"Benim gibi birini üye olarak kabul eden kulübe, ben asla üye olmam."
Meşhur "Annie Hall" filminin açılında geçen, komedyen Groucho Marx'a ait bir alıntıdır. Aşağılık kompleksini daha iyi tanımlayan cümle bulmak zordur.
Aşağılık kompleksinin diyalektik bir yapısı vardır. Kendini sevmemekle hatta kendinden nefret etmekle alakalıdır. Ancak öz-nefret kaynaklı bu aşağılama dürtüsü, beraberinde ait olduğu cemiyet, cemaat veya içtimai kimliğine dair derin bir küçümsemeyi ve iğrenmeyi beraberinde getirir.
Aslında memnun olmadığın, gücendiğin ve nefret ettiğin kendindir. Ama bu cemiyetine, cemaatine veya ait olduğun toplumsal kimliğe yönelik bir memnuniyetsizlik, gücenmişlik ve nefret şeklinde yansır. Karmaşık ve çoğunlukla yüzleşilmemiş, bastırılmış duygulardır bunlar. İnsanın en zor itirafı kendine karşı cürümleri değil midir zaten?
Aşağılık kompleksi muhtelif biçimlerde zuhur eder. Sıklıkla üstünlük/ kompleksiyle birlikte var olur. Nasıl diyeceksiniz, açalım?
Birbirinin zıddı gibi görünen bu kompleksler aslında birbirinin mütemmim cüzüdürler ve tamamlayıcı işlev görürler. Mesela geçtiğimiz hafta Amerika'da toplu bir eylemde beyaz aktivistler topluca diz çökerek, siyahların ayaklarını yıkadılar.
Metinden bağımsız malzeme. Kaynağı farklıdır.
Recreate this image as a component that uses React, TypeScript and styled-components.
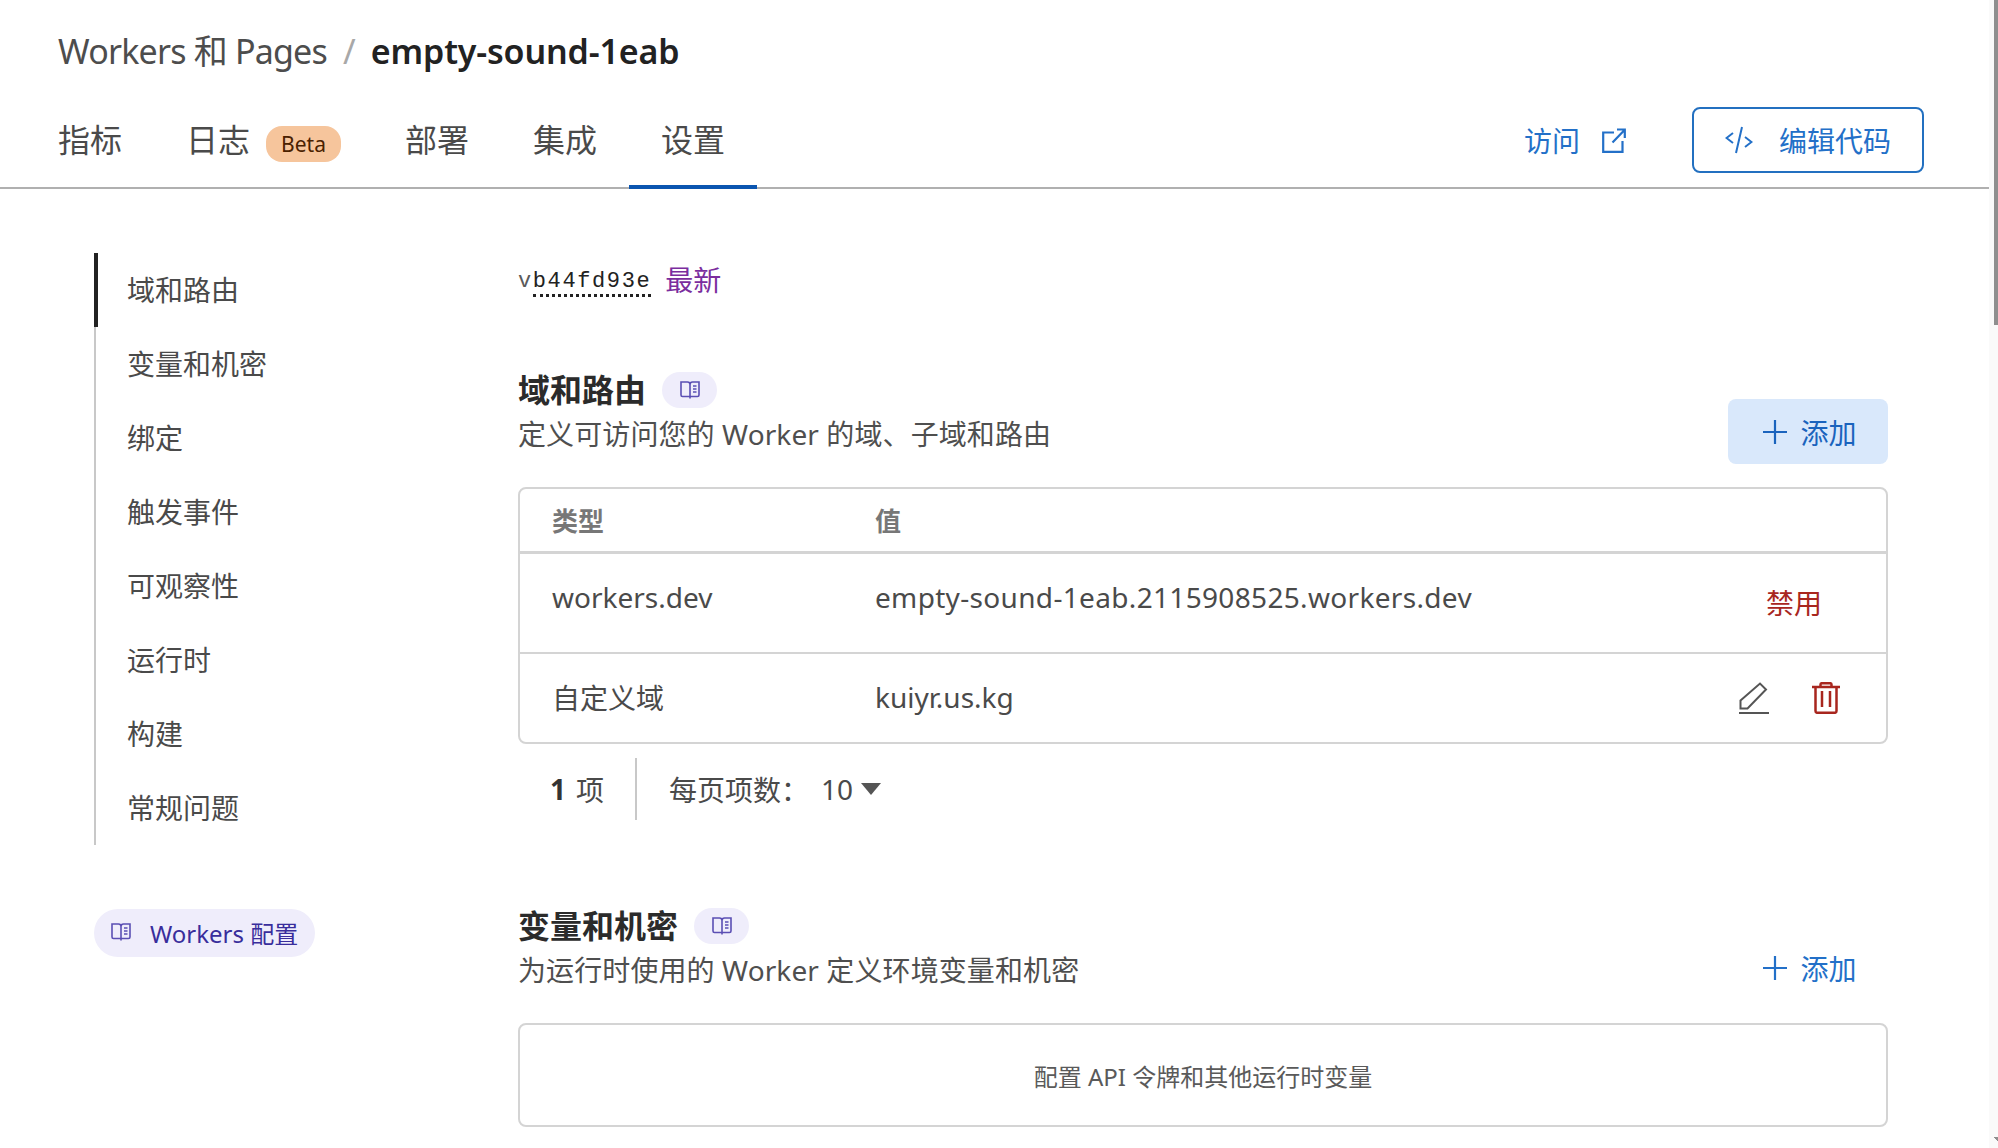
import React from "react";
import styled, { createGlobalStyle } from "styled-components";

const Global = createGlobalStyle`
  html, body { margin: 0; padding: 0; background: #fff; overflow: hidden; }
  body { font-family: "Noto Sans", "Noto Sans CJK SC", sans-serif; color: #4a4a4a; }
  * { box-sizing: border-box; }
`;

const Viewport = styled.div`
  width: 1998px; height: 1148px; display: flex; overflow: hidden; background: #fff;
`;
const Page = styled.div`
  width: 1989px; flex: none; display: flex; flex-direction: column;
`;
const Scrollbar = styled.div`
  width: 9px; flex: none; background: #fafafa; display: flex; flex-direction: column; justify-content: space-between; align-items: flex-end;
`;
const Thumb = styled.div`
  width: 4px; height: 325px; background: #8f8f8f;
`;
const ScrollArrow = styled.div`
  width: 4px; height: 4px; margin-bottom: 7px;
  background: linear-gradient(225deg, #8f8f8f 50%, transparent 50%);
`;
const Header = styled.header`
  border-bottom: 2px solid #b0b0b0; padding: 29px 0 0 58px; height: 189px; flex: none; display: flex; flex-direction: column;
`;
const Breadcrumb = styled.div`
  display: flex; align-items: center; height: 44px; font-size: 34px; line-height: 44px; letter-spacing: -0.8px; color: #4d4d4d;
`;
const Slash = styled.span`
  color: #a8a8a8; margin: 0 16px;
`;
const Current = styled.strong`
  color: #222; font-weight: 600; letter-spacing: -0.15px;
`;
const TabRow = styled.div`
  display: flex; align-items: flex-start; margin-top: 34px; padding-right: 65px;
`;
const Tab = styled.div<{ $active?: boolean }>`
  height: 82px; display: flex; align-items: flex-start; padding: 11px 32px 0; margin-left: -32px; margin-right: 32px;
  font-size: 32px; line-height: 44px; color: #4a4a4a;
  border-bottom: ${(p) => (p.$active ? "4px solid #0a55b0" : "none")};
`;
const Beta = styled.span`
  height: 36px; width: 75px; margin: 8px 0 0 16px; border-radius: 16px; background: #f6c59c; color: #4a2100;
  font-size: 21px; line-height: 36px; text-align: center;
`;
const Spacer = styled.div`
  flex: 1;
`;
const VisitLink = styled.a`
  display: flex; align-items: center; gap: 22px; color: #2370c8; font-size: 28px; height: 66px; margin-right: 66px;
`;
const EditButton = styled.button`
  width: 232px; height: 66px; border: 2px solid #2370c0; border-radius: 8px; background: #fff; color: #2370c8;
  font: inherit; font-size: 28px; display: flex; align-items: center; justify-content: center; gap: 26px; padding: 0;
`;
const Body = styled.div`
  display: flex; padding: 64px 101px 0 94px; flex: 1;
`;
const Side = styled.aside`
  width: 424px; flex: none;
`;
const SideList = styled.nav`
  border-left: 2px solid #c8c8c8; width: 300px;
`;
const SideItem = styled.div<{ $active?: boolean }>`
  height: 74px; display: flex; align-items: center; font-size: 28px; color: #4a4a4a; padding-left: 29px; padding-bottom: 2px;
  margin-left: -2px; border-left: 4px solid ${(p) => (p.$active ? "#222" : "transparent")};
`;
const DocPill = styled.a`
  margin-top: 64px; width: 221px; height: 48px; border-radius: 24px; background: #efedfb; color: #392d9c;
  display: flex; align-items: center; gap: 19px; padding: 0 0 2px 17px; font-size: 24px;
`;
const Main = styled.main`
  flex: 1; min-width: 0;
`;
const VersionRow = styled.div`
  display: flex; align-items: center; height: 44px; margin-top: 4px; gap: 14px;
`;
const Version = styled.span`
  font-family: "Liberation Mono", monospace; font-size: 22px; letter-spacing: 1.6px; color: #222; margin-top: 5px;
`;
const VersionPrefix = styled.span`
  color: #5a5a5a;
`;
const VersionHash = styled.span`
  border-bottom: 3px dotted #222; padding-bottom: 0;
`;
const Latest = styled.span`
  color: #7b2d9e; font-size: 28px;
`;
const Section = styled.section<{ $top: number }>`
  margin-top: ${(p) => p.$top}px;
`;
const SectionHead = styled.div`
  display: flex; justify-content: space-between; align-items: flex-end;
`;
const HeadText = styled.div`
  padding-bottom: 10px;
`;
const TitleRow = styled.div`
  display: flex; align-items: center; gap: 16px; height: 40px;
`;
const Title = styled.h2`
  margin: 0; font-size: 32px; font-weight: 700; color: #2b2b2b; line-height: 40px;
`;
const BookChip = styled.span`
  width: 55px; height: 36px; border-radius: 18px; background: #efedfb; display: flex; align-items: center; justify-content: center;
`;
const Sub = styled.p`
  margin: 4px 0 0; font-size: 28px; line-height: 40px; color: #4f4f4f; letter-spacing: 0.1px;
`;
const AddButton = styled.button<{ $filled?: boolean }>`
  width: 160px; height: 65px; border: 0; border-radius: 8px; background: ${(p) => (p.$filled ? "#d9e8fb" : "transparent")};
  color: ${(p) => (p.$filled ? "#1a63bd" : "#2370c8")}; font: inherit; font-size: 28px; display: flex; align-items: center; justify-content: center; gap: 13px; padding: 0 0 0 4px;
`;
const Table = styled.div`
  border: 2.5px solid #d4d4d4; border-radius: 8px; margin-top: 23px; font-size: 28px; color: #4a4a4a;
`;
const Row = styled.div<{ $h: number }>`
  display: grid; grid-template-columns: 323px 1fr 190px; align-items: center; padding-left: 32px; height: ${(p) => p.$h}px;
`;
const RowRule = styled.div`
  height: 2.5px; background: #d4d4d4;
`;
const HeadCell = styled.div`
  font-size: 26px; font-weight: 700; color: #777;
`;
const RaisedCell = styled.div<{ $spaced?: boolean }>`
  margin-top: -12px; letter-spacing: ${(p) => (p.$spaced ? "0.33px" : "0")};
`;
const NudgedCell = styled.div`
  margin-top: -2px;
`;
const Actions = styled.div`
  display: flex; align-items: center; gap: 43px; padding-left: 43px;
`;
const Disable = styled.span`
  color: #a8261e; font-size: 28px; margin-left: 70px; margin-top: -2px;
`;
const Pager = styled.div`
  display: flex; align-items: center; height: 62px; margin-top: 14px; padding-left: 32px; font-size: 28px; color: #4a4a4a;
`;
const Count = styled.b`
  color: #333; font-weight: 700; margin-right: 10px;
`;
const PagerRule = styled.div`
  width: 2px; height: 62px; background: #c8c8c8; margin: 0 32px 0 31px;
`;
const PerPage = styled.span`
  display: flex; align-items: center;
`;
const PerValue = styled.span`
  margin-left: 12px; margin-right: 8px;
`;
const Caret = styled.span`
  width: 0; height: 0; border-left: 10px solid transparent; border-right: 10px solid transparent; border-top: 12px solid #555;
`;
const EmptyTable = styled.div`
  border: 2.5px solid #d4d4d4; border-radius: 8px; margin-top: 23px; height: 104px; display: flex; align-items: center; justify-content: center;
  font-size: 24px; color: #5a5a5a;
`;

const BookIcon = () => (
  <svg width="20" height="18" viewBox="0 0 20 18" fill="none" stroke="#5b4fb4" strokeWidth="1.6">
    <path d="M1 1h6.500C9 1 10 2 10 3.500V15.500H2.500C1.500 15.500 1 15 1 14zM19 1h-6.500C11 1 10 2 10 3.500V15.500h7.500c1 0 1.500-.5 1.500-1.500z" />
    <path d="M10 15.500V17.500M13 5h3.500M13 8h3.500M13 11h3.500" />
  </svg>
);
const ExternalIcon = () => (
  <svg width="24" height="25" viewBox="0 0 24 25" fill="none" stroke="#2370c8" strokeWidth="2.200">
    <path d="M12 4.500H1.200V23.800H20.500V13" />
    <path d="M10.500 14.500L22.500 2M15 1.500h7.800V10" />
  </svg>
);
const CodeIcon = () => (
  <svg width="28" height="28" viewBox="0 0 28 28" fill="none" stroke="#2370c8" strokeWidth="2">
    <path d="M8 7L1.500 12 8 17M20 11l6.500 5-6.500 5M17 1L11 27" />
  </svg>
);
const PlusIcon = ({ c }: { c: string }) => (
  <svg width="24" height="24" viewBox="0 0 24 24" fill="none" stroke={c} strokeWidth="2.200">
    <path d="M12 0v24M0 12h24" />
  </svg>
);
const PencilIcon = () => (
  <svg width="30" height="32" viewBox="0 0 30 32" fill="none" stroke="#555" strokeWidth="2">
    <path d="M1.500 18.500L21 1.500L27 7.500L8.500 26.500H1.500Z" />
    <path d="M0 31h30" />
  </svg>
);
const TrashIcon = () => (
  <svg width="28" height="32" viewBox="0 0 28 32" fill="none" stroke="#a8261e" strokeWidth="2.500">
    <path d="M0 5h28M8.500 5V2.500Q8.500 1.200 10 1.200h8Q19.500 1.200 19.500 2.500V5M3.500 5v24q0 1.800 1.800 1.800h17.400q1.800 0 1.800-1.800V5M10 9v16M18 9v16" />
  </svg>
);

export default function App() {
  return (
    <Viewport>
      <Global />
      <Page>
        <Header>
          <Breadcrumb>
            Workers 和 Pages<Slash>/</Slash><Current>empty-sound-1eab</Current>
          </Breadcrumb>
          <TabRow>
            <Tab>指标</Tab>
            <Tab>日志<Beta>Beta</Beta></Tab>
            <Tab>部署</Tab>
            <Tab>集成</Tab>
            <Tab $active>设置</Tab>
            <Spacer />
            <VisitLink>访问<ExternalIcon /></VisitLink>
            <EditButton><CodeIcon />编辑代码</EditButton>
          </TabRow>
        </Header>
        <Body>
          <Side>
            <SideList>
              <SideItem $active>域和路由</SideItem>
              <SideItem>变量和机密</SideItem>
              <SideItem>绑定</SideItem>
              <SideItem>触发事件</SideItem>
              <SideItem>可观察性</SideItem>
              <SideItem>运行时</SideItem>
              <SideItem>构建</SideItem>
              <SideItem>常规问题</SideItem>
            </SideList>
            <DocPill><BookIcon />Workers 配置</DocPill>
          </Side>
          <Main>
            <VersionRow>
              <Version><VersionPrefix>v</VersionPrefix><VersionHash>b44fd93e</VersionHash></Version>
              <Latest>最新</Latest>
            </VersionRow>
            <Section $top={69}>
              <SectionHead>
                <HeadText>
                  <TitleRow><Title>域和路由</Title><BookChip><BookIcon /></BookChip></TitleRow>
                  <Sub>定义可访问您的 Worker 的域、子域和路由</Sub>
                </HeadText>
                <AddButton $filled><PlusIcon c="#1a63bd" />添加</AddButton>
              </SectionHead>
              <Table>
                <Row $h={62}><HeadCell>类型</HeadCell><HeadCell>值</HeadCell></Row>
                <RowRule />
                <Row $h={98}><RaisedCell>workers.dev</RaisedCell><RaisedCell $spaced>empty-sound-1eab.2115908525.workers.dev</RaisedCell><Disable>禁用</Disable></Row>
                <RowRule />
                <Row $h={88}><NudgedCell>自定义域</NudgedCell><NudgedCell>kuiyr.us.kg</NudgedCell><Actions><PencilIcon /><TrashIcon /></Actions></Row>
              </Table>
              <Pager>
                <Count>1</Count>项<PagerRule /><PerPage>每页项数：<PerValue>10</PerValue><Caret /></PerPage>
              </Pager>
            </Section>
            <Section $top={86}>
              <SectionHead>
                <HeadText>
                  <TitleRow><Title>变量和机密</Title><BookChip><BookIcon /></BookChip></TitleRow>
                  <Sub>为运行时使用的 Worker 定义环境变量和机密</Sub>
                </HeadText>
                <AddButton><PlusIcon c="#2370c8" />添加</AddButton>
              </SectionHead>
              <EmptyTable>配置 API 令牌和其他运行时变量</EmptyTable>
            </Section>
          </Main>
        </Body>
      </Page>
      <Scrollbar><Thumb /><ScrollArrow /></Scrollbar>
    </Viewport>
  );
}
Burda beyazların siyahlara yaptığı zulmü protesto eden beyaz aktivistler, beyaz suçluluğunu (white guilt) öyle bir noktaya taşır ki ancak alçalıp ayak yıkayarak arınabileceğini düşünürler. Ama bu, işin görünen yüzüdür. Bilinçdışında aslında o beyaz aktivist, o kadar yüce gönüllü bir insandır ki, ırkçılıktan o kadar arınmıştır ki, siyahları kurtaracak olan gücü temsil ederek bu fiili gerçekleştirmektedir. Literatürde "kurtarıcı kompleksi" olarak da geçen bu tavır, gizli bir üstünlük hissini içinde barındırmadan hayata geçemez.
İnsan doğası çetrefil bir yapıdır ve katmanlarına ayırmadan anlaşılamaz. Eziklik adını verdiğimiz sıfat da böyledir. Anlaşılması ve teşhis edilmesi mevzunun sadece görünen yüzüne baktığımızda zordur. Fakat gündelik hayatında bunun birçok örneği ile karşılaşanlar için tespiti kolaydır.
Kendi cemiyetine, cemaatine ve içtimai sınıfına yapılan haksızlıkları, zulümleri ve aşağılamaları bir kalemde yok sayan, çok rahat görmezden gelebilen hatta söz kendinden başkasına geldi diye yer yer sevinen bu tipoloji, kendi cemiyetine, cemaatine veya içtimai sınıfına ait olmayan, daha üstün gördüğü bir cemiyetten, cemaatten veya içtimai sınıftan birisine söz edildi mi ilk sıraya yerleşir. Bunu da ahlâk adına yapar. Kendi cemiyeti, cemaati veya içtimai sınıfı, onun üstün ahlâkına erişememiş olduğu için kendisi anlamaktan eksik kalır. O, kurtarıcıdır, ahlâklıdır, kötülüğe karşı siper olmuş bir öncüdür. Bu yüzden bir saniye beklemeden inisiyatif alır.
Aşağılık ve üstünlük kompleksi bu minvalde iç içedir, biri diğerinden ayrı olmaz. Ahlâki asgari müşterekte herkes birleşmelidir elbette ama ahlâkçılık eziklerin sıklıkla başvurduğu bir aldatmacadır.
Ezikliği hoşgörmek gerekir. Zira ruhlarında tamir olması güç bir yara vardır ve çareyi üstünlük taslamakta bulur. Hoş görmek gerekir çünkü bu onları çıldırtacak ama belki de içlerine yönelmeye sevk edecek bir karşı-üstünlük tavrıdır. Kibre yeltendiklerinde ise, hadis-i şerifin dediği gibi "kibre, kibir sadakadır" düsturunu takip etmek gerekir.
Ancak ezikliği savunmamak gerekir. Zira bu ait olunan cemiyeti, cemaati veya içtimai sınıfı zehirleyecek, içselleştirilirse daha da ezilmelerine sebep olacak bir zincirleme reaksiyona sebebiyet verir.